Speaking to AFP, Arnault explained that some designers had size 32 or XXS models in mind when at the drawing board.
"Many people didn't even know that size 32 existed," he said. "That's finished now, the size will be 34 and above, which is already quite small."
He said LVMH would stop hiring under-16 minors -- a common practice in the industry. "A young girl of 15 doesn't have the faculties to take on the difficult world of fashion and modelling," he said.
In 2015, Israeli model Sofia Mechetner, then aged 14, featured in a catwalk show for Dior, while Karl Lagerfeld said in March that he thought girls of 15 were old enough to model.
He opened his show for Chanel with the American teenager Cara Taylor, who has also worked for other big brands including Valentino and Saint Laurent.
LVMH is a luxury goods behemoth that owns classic French brands Louis Vuitton, Christian Dior and Givenchy as well as other high-end European names including Fendi and Marc Jacobs.
Kering owns Gucci, Bottega Veneta, Alexander McQueen and Saint Laurent among others.
In 2015, Saint Laurent had to withdraw a magazine advertisement in Britain over its use of an "unhealthily thin model" and earlier this year, it caused outrage with a poster campaign around Paris.

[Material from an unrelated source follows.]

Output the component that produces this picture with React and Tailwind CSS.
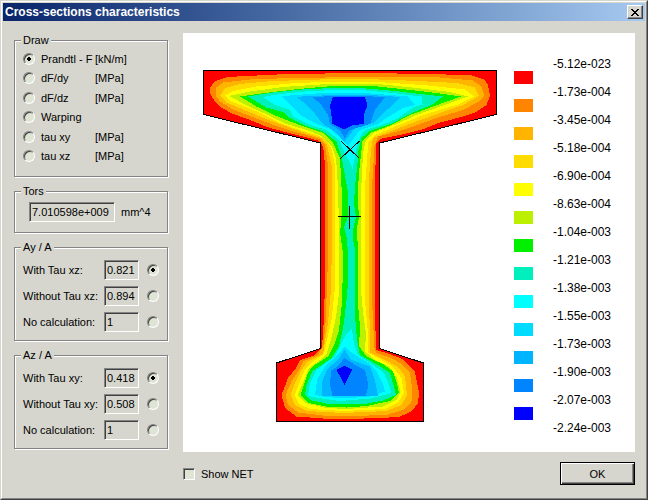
import React, { useState } from 'react'

const DRAW_OPTIONS = [
  { id: 'prandtl', label: 'Prandtl - F', unit: '[kN/m]' },
  { id: 'dfdy', label: 'dF/dy', unit: '[MPa]' },
  { id: 'dfdz', label: 'dF/dz', unit: '[MPa]' },
  { id: 'warping', label: 'Warping', unit: '' },
  { id: 'tauxy', label: 'tau xy', unit: '[MPa]' },
  { id: 'tauxz', label: 'tau xz', unit: '[MPa]' }
]

const AY_ROWS = [
  { id: 'ay-with', label: 'With Tau xz:', value: '0.821' },
  { id: 'ay-without', label: 'Without Tau xz:', value: '0.894' },
  { id: 'ay-none', label: 'No calculation:', value: '1' }
]

const AZ_ROWS = [
  { id: 'az-with', label: 'With Tau xy:', value: '0.418' },
  { id: 'az-without', label: 'Without Tau xy:', value: '0.508' },
  { id: 'az-none', label: 'No calculation:', value: '1' }
]

const SCALE = [
  { value: '-5.12e-023', color: '#ff0000' },
  { value: '-1.73e-004', color: '#ff8400' },
  { value: '-3.45e-004', color: '#ffb400' },
  { value: '-5.18e-004', color: '#ffdc00' },
  { value: '-6.90e-004', color: '#ffff00' },
  { value: '-8.63e-004', color: '#bdf000' },
  { value: '-1.04e-003', color: '#00f000' },
  { value: '-1.21e-003', color: '#00f0bd' },
  { value: '-1.38e-003', color: '#00ffff' },
  { value: '-1.55e-003', color: '#00dcff' },
  { value: '-1.73e-003', color: '#00b4ff' },
  { value: '-1.90e-003', color: '#0084ff' },
  { value: '-2.07e-003', color: '#0000ff' },
  { value: '-2.24e-003' }
]

const OUTLINE = '203.5,70.5 496.5,70.5 496.5,114.5 379.5,143 379.5,348.5 423.5,363 423.5,421.5 276.5,421.5 276.5,363 320.5,348.5 320.5,143 203.5,114.5'

// Iso bands from the outside in, each painted over the one before
const BANDS = [
  { color: '#ff8400', points: '325,73.5 287,74 227,77 215,81 210,88 210,93 215,102 222,108 232,113.5 250,120 267,127 287,132.5 303,136.5 318,140.5 322,144 323.5,150 325,165 325,240 324.5,300 324,318 322,347 315,355 300,360 296,368 288,378 281.5,395 285,408 296.5,416.5 323,418.5 344,419 383,418 400,416.5 411.5,411.5 418,403 419,393 415,372 406.5,363 401.5,358.5 388,353.5 376.5,350 376,346 374.5,300 374.5,187 376.5,143 381.5,138.5 406.5,133.5 423.5,129 440,122.5 465,116 475,112.5 486.5,105 490,95.5 488,85 485,80 470,75 396.5,73.5 340,73' },
  { color: '#ffb400', points: '360,77 290,78 250,79.5 223,82.5 215.5,88 215.5,95.5 220,101.5 233,109.5 256.5,118.5 276.5,126 293,131.5 306.5,135 320,139 325,145 328,165 328,260 325.5,323 323.5,345 318,355 303,361.5 298,371.5 291.5,381.5 285.5,395 288,405 298,412.5 323,415.5 360,416 388,414.5 403,410 411.5,401.5 412.5,391.5 410,373 403,365 391.5,358 376.5,353 374,347 374,340 372,300 372,187 374.5,146.5 378,136.5 403,130 420,124 436.5,118 463,110 478,102 484.5,95.5 481.5,86.5 473,80.5 440,77.5 390,77' },
  { color: '#ffdc00', points: '360,79.3 320,79.5 273,81 240,84 225,88 220.5,95.5 226.5,102.5 250,112.5 270,120.5 286.5,126.5 306.5,133.5 321.5,138 327,145 331.5,165 332,240 331,290 328,323 325,341 323,354 308,361.5 301.5,370 295,383 290.5,395 295,405 306.5,411 343,413 386.5,411 401.5,405 407,395 405,376.5 398,367 383,359 370,352.5 370.5,337 368.5,300 368.5,187 371,150 373,138 396.5,129 416.5,121.5 440,113 463,105 479,96 475,87.5 456.5,83 406.5,80.5 373,79.3' },
  { color: '#ffff00', points: '360,81.7 320,82 290,83.5 256.5,86.5 233,91 225,95.5 231.5,101.5 256.5,111.5 276.5,121.5 296.5,129 316.5,135 325,138.5 331.5,148.5 335,165 335.3,240 334.7,290 331.5,320 327,340 324,354 313,361.5 305,369 300,381.5 294.5,395 299,404 310,409 343,411 385,409 398,402.5 404,393 401.5,378 393,367 380,359 368,352.5 368,333 365,300 365,187 368,146.5 368,142 375,135 400,124.5 423,115 456.5,105 474.5,96.5 465,89.5 423,85 373,81.7' },
  { color: '#bdf000', points: '360,84 323,84.3 283,87 250,91.5 229,96 250,107 268,115 285,123.5 310,131 323,137 332,146.5 336,158 338,187 339.3,240 339.3,290 336,317 331.5,337 327,353 320,360 309,368 303,383 297.5,395 305,403 326.5,408 346.5,409 383,406.5 397,399.5 400.5,391.5 397,378 390,367 375,360 365,351.5 366,333 363,313 361,290 361.3,187 363,153 366,140 373,133 400,122.5 416.5,115 450,103 468,96.5 450,92 416.5,88 383,84.5' },
  { color: '#00f000', points: '360,86 333,86 298,89 265,93 240,96.5 256.5,106.5 271.5,114 290,121.5 306.5,127.5 323,133 333,143 340,158 341.5,187 341.5,217 340,233 342.5,250 342.5,283 341.5,307 339,330 335,343 328,356.5 313,366 308,373 304,385 300.5,395 308,403 326,406.5 346.5,407.5 366.5,406 390,401 399,393 397,383 393,371.5 383,364 366.5,356.5 359,346.5 360,327 358.3,307 358.3,250 356.5,230 359,217 357.5,197 359,173 361.5,150 361.5,142 370,133 390,125.5 410,115 440,104 461,96.5 436.5,93 406.5,89.5 373,86' },
  { color: '#00f0bd', points: '248,96.5 273,92.5 306.5,89 337,88 360,88 390,90.5 420,94 443,96.5 431.5,105 411.5,113 393,123 370,131 361.5,138 358,152 357.5,163 355,187 354,203 356,217 353,230 353.5,242 355,250 355,283 354.5,307 356,330 358,346 360,355 378,365 390,373 394,387 396,395 383,400.5 366.5,403.5 326.5,403.5 310,400 305,395 306.5,385 312,371.5 331.5,358 339,346.5 344,323 346.5,300 348,283 348,263 347.3,240 344,227 348,217 348,193 344.5,173 341.5,157 336.5,141.5 323,131.5 306.5,126 290,118 283,112 266.5,107.5 256.5,101.5' },
  { color: '#00ffff', points: '263,97 280,94 310,91 337,90 360,90 393,93 421.5,96.5 422.5,104.5 413,107.5 398,118 383,124.5 365,130 360,137 356,150 352.7,169 350,163 346.5,157 342.5,148 339,140 326.5,130 310,125 293,116.5 290,110 275,105' },
  { color: '#00ffff', points: '352,329 354,343 358,355 373,365 384,373 389,385 391.5,393 370,398.5 340,401 318,398 308,396 310,383 316.5,370 335,356.5 341.5,343 347,333' },
  { color: '#00dcff', points: '281.5,96.5 290,95.5 323,93 340,92.7 365,93 390,95 408,96.5 415,105 403,108 386.5,118 378,124 360,130 354,138 348,146 340.5,138 330,129 316.5,124 300,115 291.5,106.5' },
  { color: '#00dcff', points: '345,346 350,351.5 368,363 377,371.5 382.5,383 385,391.5 370,396.5 343,398.5 323,396.5 315,395 317,380 325,366.5 340,353' },
  { color: '#00b4ff', points: '296.5,97 306.5,96 336.5,95 370,95 400,97 393,105 383,113 373,123 355,128 344.5,142 335,131.5 323,124 313,111.5 305,103.5' },
  { color: '#00b4ff', points: '344.5,349.5 351.5,360 370,366.5 375,380 378,395.5 321.5,395.5 321.5,383 328,368 338,360' },
  { color: '#0084ff', points: '312.5,97 335,96 360,96 385,97 375,110 370,124 350,130 344.5,138 340,130 330,124 328,115 321.5,105' },
  { color: '#0084ff', points: '344.5,358 356.5,366 365,370 368.5,385 366,395.5 332.5,395.5 330,385 331,370.5 338,366' },
  { color: '#0000ff', points: '333,97 365,97 367.5,105 364.5,113 364,124 353,125 344.5,129.5 332.5,124 330,105' },
  { color: '#0000ff', points: '344.5,365.5 352,369.5 344.5,384.5 336.5,370' }
]

function GroupBox({ title, className, children }) {
  return (
    <fieldset className={`min-w-0 border border-[#848484] px-2 shadow-[1px_1px_0_#fff,inset_1px_1px_0_#fff] ${className}`}>
      <legend className="-ml-0.5 bg-[#d6d6ce] px-0.5">{title}</legend>
      {children}
    </fieldset>
  )
}

function Radio(props) {
  return (
    <input
      type="radio"
      className="size-3 shrink-0 appearance-none rounded-full border border-[#808080] border-r-white border-b-white bg-[#dee5d5] shadow-[inset_1px_1px_0_#404040] checked:bg-[radial-gradient(circle,#000_2px,#dee5d5_2px)]"
      {...props}
    />
  )
}

function ValueBox({ className, ...props }) {
  return (
    <input
      type="text"
      readOnly
      className={`h-5 border border-[#848484] border-r-white border-b-white bg-[#d6d6ce] px-0.5 shadow-[inset_1px_1px_0_#404040] outline-none ${className}`}
      {...props}
    />
  )
}

function AreaGroup({ title, name, rows }) {
  const [selected, setSelected] = useState(rows[0].id)
  return (
    <GroupBox title={title} className="pt-1.5 pb-2">
      <div className="flex flex-col gap-1.5">
        {rows.map(r => (
          <div key={r.id} className="flex items-center">
            <label htmlFor={r.id} className="flex-1 whitespace-nowrap">{r.label}</label>
            <ValueBox className="w-[35px]" value={r.value} aria-label={`${title} ${r.label}`} />
            <span className="ml-2 flex">
              <Radio id={r.id} name={name} checked={selected === r.id} onChange={() => setSelected(r.id)} />
            </span>
          </div>
        ))}
      </div>
    </GroupBox>
  )
}

function SectionPlot() {
  return (
    <svg viewBox="183 33 331 419" className="min-w-0 flex-1" shapeRendering="crispEdges" role="img">
      <polygon points={OUTLINE} fill="#ff0000" />
      {BANDS.map((b, i) => (
        <polygon key={i} points={b.points} fill={b.color} />
      ))}
      <polygon points={OUTLINE} fill="none" stroke="#000" />
      {/* shear centre and centroid */}
      <path d="M341 141 L359.5 158.5 M359.5 141 L340.5 158.5" stroke="#000" />
      <path d="M338 216.5 H361 M349.5 206 V229" stroke="#000" />
    </svg>
  )
}

function ScaleLegend() {
  return (
    <ul className="mt-6 mr-[22px] w-[99px] shrink-0 text-xs leading-[14px]">
      {SCALE.map(s => (
        <li key={s.value} className="flex flex-col">
          <span className="pl-[39px]">{s.value}</span>
          {s.color && <span className="mb-px h-[13px] w-[19px]" style={{ backgroundColor: s.color }} />}
        </li>
      ))}
    </ul>
  )
}

export default function App() {
  const [draw, setDraw] = useState('prandtl')
  const [showNet, setShowNet] = useState(false)

  return (
    <div className="min-h-screen border border-[#d6d6ce] border-r-[#404040] border-b-[#404040] bg-[#d6d6ce] font-['Liberation_Sans',Arial,sans-serif] text-[11px] leading-[14px] text-black">
      <div className="flex min-h-[498px] flex-col border border-white border-r-[#848484] border-b-[#848484] p-px">
        <header className="flex h-[18px] items-center justify-between bg-linear-to-r from-[#0a246a] to-[#a6caf0] pr-0.5 pl-0.5">
          <h1 className="text-xs font-bold text-white">Cross-sections characteristics</h1>
          <button
            type="button"
            aria-label="Close"
            className="flex h-3.5 w-4 items-center justify-center border border-white border-r-[#404040] border-b-[#404040] bg-[#d6d6ce] shadow-[inset_-1px_-1px_0_#848484]"
          >
            <svg viewBox="0 0 8 7" className="h-[7px] w-2" shapeRendering="crispEdges">
              <path d="M0 0h2v1h1v1h2v-1h1v-1h2v1h-1v1h-1v1h-1v1h1v1h1v1h1v1h-2v-1h-1v-1h-2v1h-1v1h-2v-1h1v-1h1v-1h1v-1h-1v-1h-1v-1h-1z" />
            </svg>
          </button>
        </header>

        <main className="flex flex-1 gap-[15px] pt-3 pr-2.5 pb-3 pl-[11px]">
          <aside className="flex w-[154px] shrink-0 flex-col gap-[7px]">
            <GroupBox title="Draw" className="pt-0.5 pb-2.5">
              <div className="grid h-[117px] grid-rows-6">
                {DRAW_OPTIONS.map(o => (
                  <label key={o.id} className="flex items-center">
                    <Radio name="draw" checked={draw === o.id} onChange={() => setDraw(o.id)} />
                    <span className="ml-1.5 w-[54px] whitespace-nowrap">{o.label}</span>
                    <span>{o.unit}</span>
                  </label>
                ))}
              </div>
            </GroupBox>

            <GroupBox title="Tors" className="pt-1 pb-2.5">
              <div className="ml-1.5 flex items-center gap-1.5">
                <ValueBox id="tors" className="w-[86px]" value="7.010598e+009" />
                <label htmlFor="tors">mm^4</label>
              </div>
            </GroupBox>

            <AreaGroup title="Ay / A" name="ay" rows={AY_ROWS} />
            <AreaGroup title="Az / A" name="az" rows={AZ_ROWS} />
          </aside>

          <section className="flex min-w-0 flex-1 flex-col gap-2.5">
            <div className="flex items-start bg-white">
              <SectionPlot />
              <ScaleLegend />
            </div>
            <div className="flex items-center justify-between">
              <label className="flex items-center gap-1.5">
                <input
                  type="checkbox"
                  checked={showNet}
                  onChange={e => setShowNet(e.target.checked)}
                  className="size-3 appearance-none border border-[#848484] border-r-white border-b-white bg-[#dee5d5] shadow-[inset_1px_1px_0_#404040] checked:bg-[#404040]"
                />
                Show NET
              </label>
              <button type="button" className="h-[23px] w-[75px] border border-black bg-[#d6d6ce] shadow-[inset_1px_1px_0_#fff,inset_-1px_-1px_0_#404040,inset_-2px_-2px_0_#848484]">
                OK
              </button>
            </div>
          </section>
        </main>
      </div>
    </div>
  )
}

In those pictures, a reclining woman in a fur coat and fishnet tights was pictured opening her legs, while another extremely thin model was photographed in a leotard and roller skate stilettos bending over a stool.
The head of the French advertising authority said they were part of a disturbing trend in fashion promoting "porno-chic" and the label was ordered to remove them.